Hal itu disampaikan Ustadz Syahrul Mukarom dalam pengajian Ahad pagi bertempat di MI Muhammadiyah 28 Jl. Raya Bangkingan Surabaya, Ahad (12/8/2018). Pengajian ini diadakan oleh Majelis Tabligh PCM Lakarsantri.
”Dulu pemerintah kolonial menyeleksi dan mengawasi orang pergi haji agar mencegah gerakan radikal. Waktu pulang dari Mekkah, orang-orang ini dikarantina dulu di Kepulauan Seribu. Setelah dinilai aman baru dipulangkan dengan diberi gelar haji. Tujuan sebenarnya sebagai tanda bahwa orang ini berpotensi berbahaya bagi negara,” tutur Syahrul Mukarom.
Pemerintah kolonial bersikap begitu, sambung dia, karena gerakan radikal rakyat kebanyakan dipimpin oleh para haji. Sebab di Tanah Saudi orang-orang yang berhaji bisa bertemu dengan tokoh-tokoh pergerakan dunia Islam yang menyebarkan gagasan pembaruan.
”Sekarang gelar haji menjadi simbol kebanggaan sosial seseorang yang dipasang di depan namanya,” ujarnya. Padahal substansi melaksanakan haji bukan mencari gelar namun mencontoh misi Nabi Ibrahim yaitu mengajarkan tauhid dan menerima segala risikonya.

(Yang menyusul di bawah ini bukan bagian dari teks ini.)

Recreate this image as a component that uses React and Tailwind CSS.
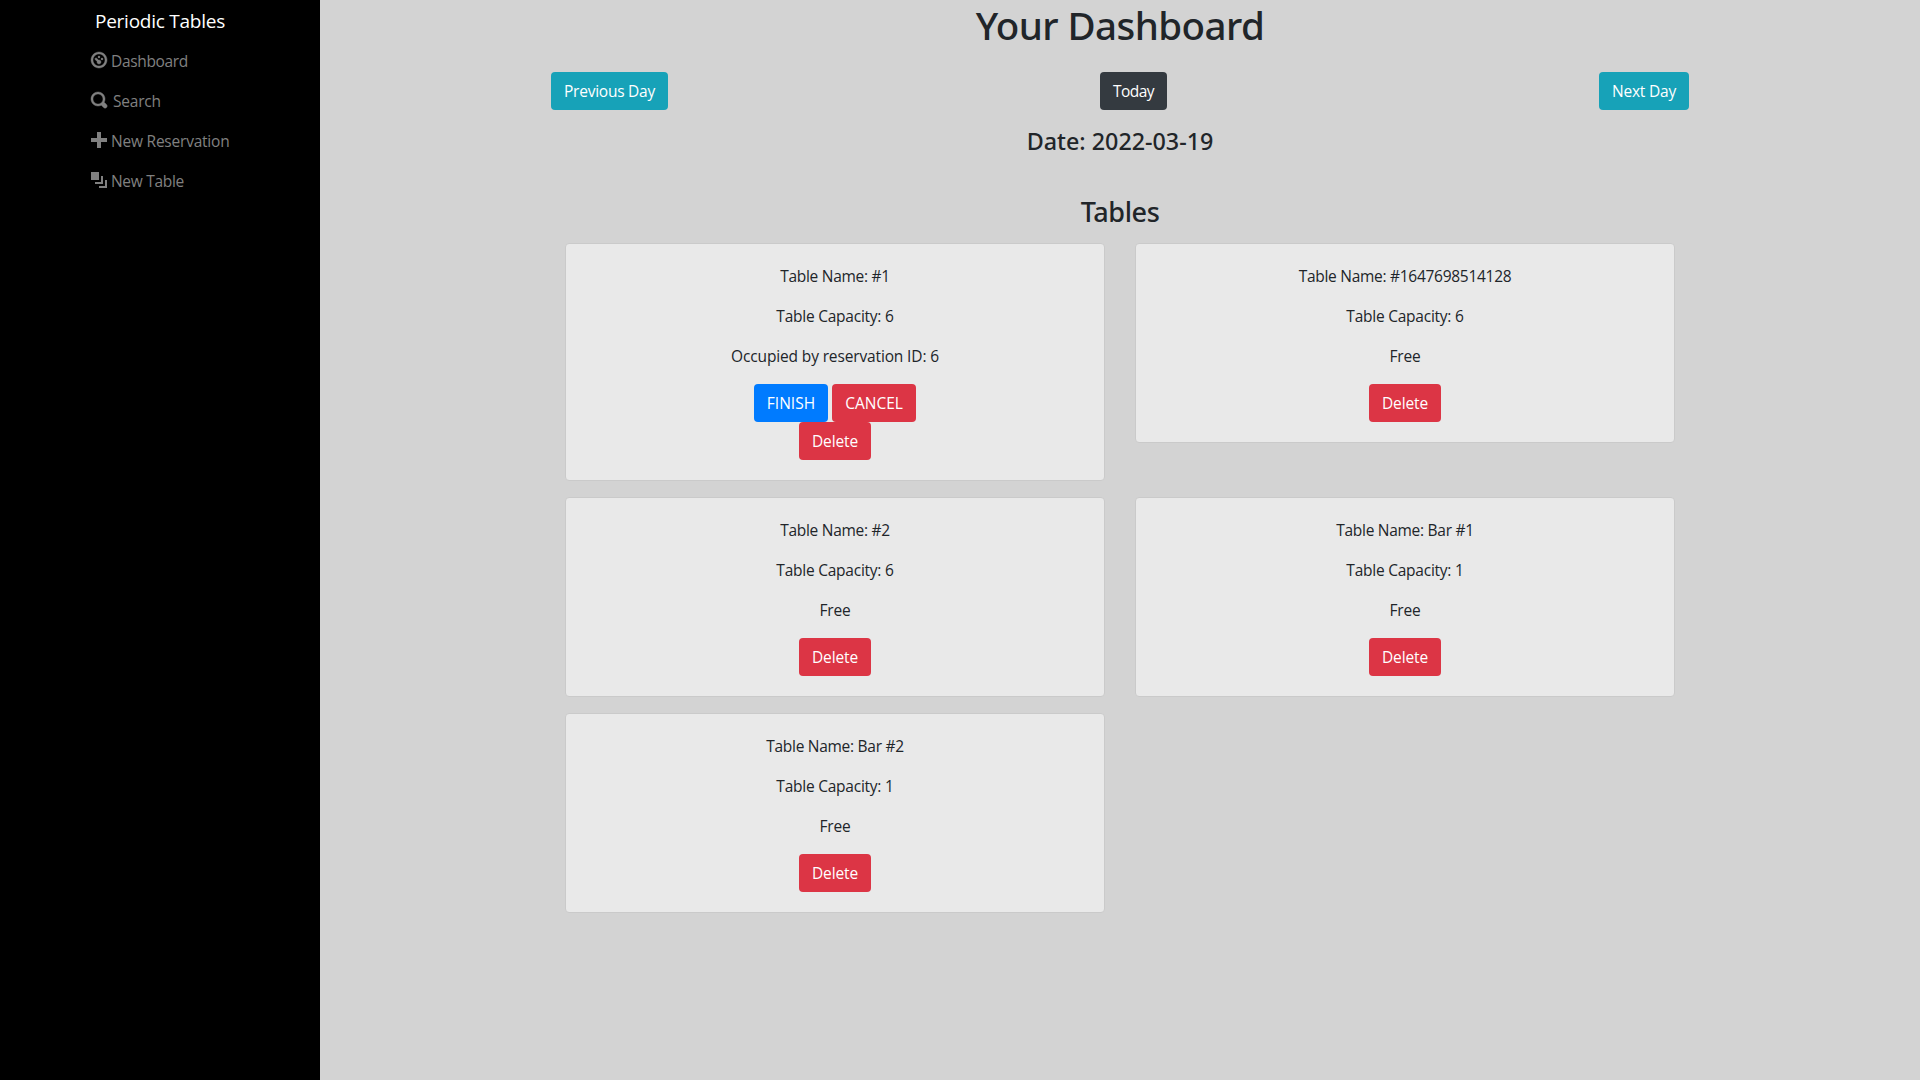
const icons = {
  dashboard:
    'M4 0c-2.2 0-4 1.8-4 4s1.8 4 4 4 4-1.8 4-4-1.8-4-4-4zm0 1c1.66 0 3 1.34 3 3s-1.34 3-3 3-3-1.34-3-3 1.34-3 3-3zm0 1c-.28 0-.5.22-.5.5s.22.5.5.5.5-.22.5-.5-.22-.5-.5-.5zm-1.66 1a.5.5 0 0 0-.19.84l.91.91c-.02.08-.06.16-.06.25 0 .55.45 1 1 1s1-.45 1-1-.45-1-1-1c-.09 0-.17.04-.25.06l-.91-.91a.5.5 0 0 0-.44-.16.5.5 0 0 0-.06 0zm3.16 0c-.28 0-.5.22-.5.5s.22.5.5.5.5-.22.5-.5-.22-.5-.5-.5z',
  search:
    'M3.5 0c-1.93 0-3.5 1.57-3.5 3.5s1.57 3.5 3.5 3.5c.59 0 1.17-.14 1.66-.41a1 1 0 0 0 .13.13l1 1a1.02 1.02 0 1 0 1.44-1.44l-1-1a1 1 0 0 0-.16-.13c.27-.49.44-1.06.44-1.66 0-1.93-1.55-3.5-3.5-3.5zm0 1c1.39 0 2.5 1.1 2.5 2.5 0 .66-.24 1.27-.66 1.72-.01.01-.02.02-.03.03a1 1 0 0 0-.13.13c-.44.4-1.04.63-1.69.63-1.39 0-2.5-1.1-2.5-2.5s1.1-2.5 2.5-2.5z',
  plus: 'M3 0v3h-3v2h3v3h2v-3h3v-2h-3v-3h-2z',
  layers: 'M0 0v4h4v-4h-4zm5 2v3h-3v1h4v-4h-1zm2 2v3h-3v1h4v-4h-1z',
};

const nav = [
  { icon: 'dashboard', label: 'Dashboard', stroke: 0.22, text: 'ml-[4px] tracking-[-0.33px]' },
  { icon: 'search', label: 'Search', stroke: 0.22, text: 'ml-[6px] tracking-[-0.2px]' },
  { icon: 'plus', label: 'New Reservation', stroke: 0, text: 'ml-[4px] tracking-[-0.22px]' },
  { icon: 'layers', label: 'New Table', stroke: 0, text: 'ml-[4px] tracking-[-0.3px]' },
];

const tables = [
  { name: '#1', capacity: 6, reservation: 6 },
  { name: '#1647698514128', capacity: 6 },
  { name: '#2', capacity: 6 },
  { name: 'Bar #1', capacity: 1 },
  { name: 'Bar #2', capacity: 1 },
];

function Button({ className, children }) {
  return (
    <button
      type="button"
      className={`flex h-[38px] items-center justify-center rounded-[4px] text-[15.5px] leading-6 whitespace-nowrap text-white ${className}`}
    >
      {children}
    </button>
  );
}

function TableCard({ table }) {
  return (
    <div className="flex flex-col items-center self-start rounded-[4px] border border-[#cacaca] bg-[#e9e9e9] p-5 text-center tracking-[-0.28px]">
      <p className="mb-4">Table Name: {table.name}</p>
      <p className="mb-4 tracking-[-0.24px]">Table Capacity: {table.capacity}</p>
      <p className="mb-4 tracking-[-0.14px]">
        {table.reservation ? `Occupied by reservation ID: ${table.reservation}` : 'Free'}
      </p>
      {table.reservation && (
        <div className="flex gap-1">
          <Button className="w-[74px] bg-[#007bff] tracking-normal">FINISH</Button>
          <Button className="w-[84px] bg-[#dc3545] tracking-normal">CANCEL</Button>
        </div>
      )}
      <Button className="w-[72px] bg-[#dc3545] tracking-[-0.13px]">Delete</Button>
    </div>
  );
}

export default function App() {
  return (
    <div className="flex h-screen overflow-hidden bg-[#d3d3d3] font-['Open_Sans',sans-serif] text-[15.5px] leading-6 text-[#212529]">
      <aside className="w-80 shrink-0 bg-black pl-[91px]">
        <div className="h-7 pt-[7px] pl-1 text-[19px] leading-7 tracking-[-0.25px] text-white">
          Periodic Tables
        </div>
        <nav className="mt-3 flex flex-col text-[#808080]">
          {nav.map((item) => (
            <a key={item.label} className="flex h-10 items-start pt-[9px]">
              <svg
                viewBox="0 0 8 8"
                className="mt-[3px] size-4 shrink-0 overflow-visible"
                fill="currentColor"
                stroke="currentColor"
                strokeWidth={item.stroke}
              >
                <path d={icons[item.icon]} />
              </svg>
              <span className={item.text}>{item.label}</span>
            </a>
          ))}
        </nav>
      </aside>

      <main className="flex flex-1 flex-col items-center">
        <h1 className="mb-[23px] pt-px font-['Noto_Sans',sans-serif] text-[38.5px] leading-[48px] font-medium tracking-[-0.55px]">
          Your Dashboard
        </h1>
        <div className="mb-[17px] flex w-[1138px] justify-between">
          <Button className="w-[117px] bg-[#17a2b8] tracking-[-0.25px]">Previous Day</Button>
          <Button className="w-[67px] bg-[#343a40] tracking-[-0.5px]">Today</Button>
          <Button className="w-[90px] bg-[#17a2b8] tracking-[-0.2px]">Next Day</Button>
        </div>
        <h4 className="mb-[39px] font-['Noto_Sans',sans-serif] text-[23.3px] leading-[29px] font-medium">
          Date: 2022-03-19
        </h4>
        <h3 className="mb-[15px] font-['Noto_Sans',sans-serif] text-[27px] leading-[33px] font-medium tracking-[-0.4px]">
          Tables
        </h3>
        <div className="grid w-[1110px] grid-cols-2 gap-x-[30px] gap-y-4">
          {tables.map((table) => (
            <TableCard key={table.name} table={table} />
          ))}
        </div>
      </main>
    </div>
  );
}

Mengutip surat An Nahl ayat 23, Syahrul membacakan, sesungguhnya telah ada teladan bagimu kepada Ibrahim dan orang-orang bersamanya. Saat dia berkata kepada kaumnya, sesungguhnya kami berlepas diri dari kalian dan dari apa yang kalian sembah selain Allah.
”Nabi Ibrahim menolak kesyirikan dan berhala-berhalanya. Dia hanya mengajarkan tauhid sejak muda meskipun dimusuhi kaumnya. Risiko yang diterima Nabi Ibrahim adalah dikriminalisasi dan diusir,” tandasnya.

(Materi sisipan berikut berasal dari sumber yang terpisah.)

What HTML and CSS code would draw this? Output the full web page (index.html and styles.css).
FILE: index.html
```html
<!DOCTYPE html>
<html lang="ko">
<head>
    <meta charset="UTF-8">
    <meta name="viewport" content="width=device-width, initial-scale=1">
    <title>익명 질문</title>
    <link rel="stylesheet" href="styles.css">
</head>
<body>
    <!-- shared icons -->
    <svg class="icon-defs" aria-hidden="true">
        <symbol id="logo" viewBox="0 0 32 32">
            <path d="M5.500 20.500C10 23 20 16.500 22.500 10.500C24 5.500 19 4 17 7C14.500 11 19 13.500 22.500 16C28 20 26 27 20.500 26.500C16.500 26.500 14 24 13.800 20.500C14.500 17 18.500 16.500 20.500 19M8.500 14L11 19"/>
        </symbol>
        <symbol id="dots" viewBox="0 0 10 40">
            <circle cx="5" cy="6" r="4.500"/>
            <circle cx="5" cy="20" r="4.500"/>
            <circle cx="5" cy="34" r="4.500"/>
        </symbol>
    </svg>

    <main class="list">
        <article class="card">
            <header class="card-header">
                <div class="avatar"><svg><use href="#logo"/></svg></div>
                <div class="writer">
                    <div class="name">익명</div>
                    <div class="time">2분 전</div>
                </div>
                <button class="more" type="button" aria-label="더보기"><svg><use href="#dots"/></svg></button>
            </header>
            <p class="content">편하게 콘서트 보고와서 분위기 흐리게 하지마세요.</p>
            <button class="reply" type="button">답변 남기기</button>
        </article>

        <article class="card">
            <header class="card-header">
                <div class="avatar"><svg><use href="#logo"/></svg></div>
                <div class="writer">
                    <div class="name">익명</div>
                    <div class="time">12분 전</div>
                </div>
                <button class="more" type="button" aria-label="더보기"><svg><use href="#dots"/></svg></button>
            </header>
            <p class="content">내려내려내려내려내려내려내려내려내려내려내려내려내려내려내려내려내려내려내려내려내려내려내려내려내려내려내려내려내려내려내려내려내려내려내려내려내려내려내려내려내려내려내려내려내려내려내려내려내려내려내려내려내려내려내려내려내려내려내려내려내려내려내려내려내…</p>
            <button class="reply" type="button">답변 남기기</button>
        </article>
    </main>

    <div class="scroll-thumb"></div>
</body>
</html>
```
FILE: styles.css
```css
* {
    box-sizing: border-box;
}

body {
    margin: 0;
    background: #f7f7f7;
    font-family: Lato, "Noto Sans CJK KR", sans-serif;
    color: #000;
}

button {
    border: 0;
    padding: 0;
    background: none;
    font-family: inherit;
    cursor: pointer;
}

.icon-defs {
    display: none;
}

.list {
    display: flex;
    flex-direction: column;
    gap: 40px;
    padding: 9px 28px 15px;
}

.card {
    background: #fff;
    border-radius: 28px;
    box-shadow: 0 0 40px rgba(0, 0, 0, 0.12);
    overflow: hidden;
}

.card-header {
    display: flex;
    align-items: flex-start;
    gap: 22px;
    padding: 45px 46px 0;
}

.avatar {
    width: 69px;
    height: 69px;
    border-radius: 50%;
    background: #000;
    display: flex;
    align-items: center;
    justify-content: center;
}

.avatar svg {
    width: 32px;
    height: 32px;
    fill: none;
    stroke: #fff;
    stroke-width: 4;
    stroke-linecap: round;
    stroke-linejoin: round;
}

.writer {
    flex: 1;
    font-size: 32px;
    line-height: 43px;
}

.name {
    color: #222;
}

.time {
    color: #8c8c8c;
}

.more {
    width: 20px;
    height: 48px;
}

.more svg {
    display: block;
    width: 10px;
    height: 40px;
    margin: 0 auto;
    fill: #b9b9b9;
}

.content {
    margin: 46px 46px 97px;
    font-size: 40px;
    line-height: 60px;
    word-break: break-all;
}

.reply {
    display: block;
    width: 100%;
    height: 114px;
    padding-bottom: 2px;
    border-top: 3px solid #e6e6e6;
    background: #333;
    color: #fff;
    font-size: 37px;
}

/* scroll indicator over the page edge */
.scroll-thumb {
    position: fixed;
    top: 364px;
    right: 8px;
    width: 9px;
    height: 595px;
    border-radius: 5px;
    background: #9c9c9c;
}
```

”Sama seperti sekarang kalau ada ulama kritis maka dikriminalisasi dengan segala alasan. Atau diusir agar pindah ke negara lain sebab pemikiran itu dikatakan tidak cocok dengan kebudayaan masyarakat,” ujarnya berseloroh.
Syahrul menegaskan, itulah perjuangan para nabi yang mendakwahkan misi tauhid yang menjadi teladan umat Islam. ”Ujian tertinggi Nabi Ibrahim adalah diminta mengorbankan putranya, orang yang dicintainya. Karena Nabi Ibrahim taat dengan perintah Allah maka diterimalah ketaatannya itu dan digantilah pengorbanan dengan domba,” katanya lagi.
Sejak itu, sambung dia, dihapuslan praktik pengorbanan anak dan manusia oleh tradisi syirik masyarakat untuk kepentingan ritual maupun politik. ”Allah menggantinya cukup dengan pengorbanan domba yang dagingnya dibagikan kepada masyarakat bukan disajikan ke Tuhan,” paparnya. (sgp)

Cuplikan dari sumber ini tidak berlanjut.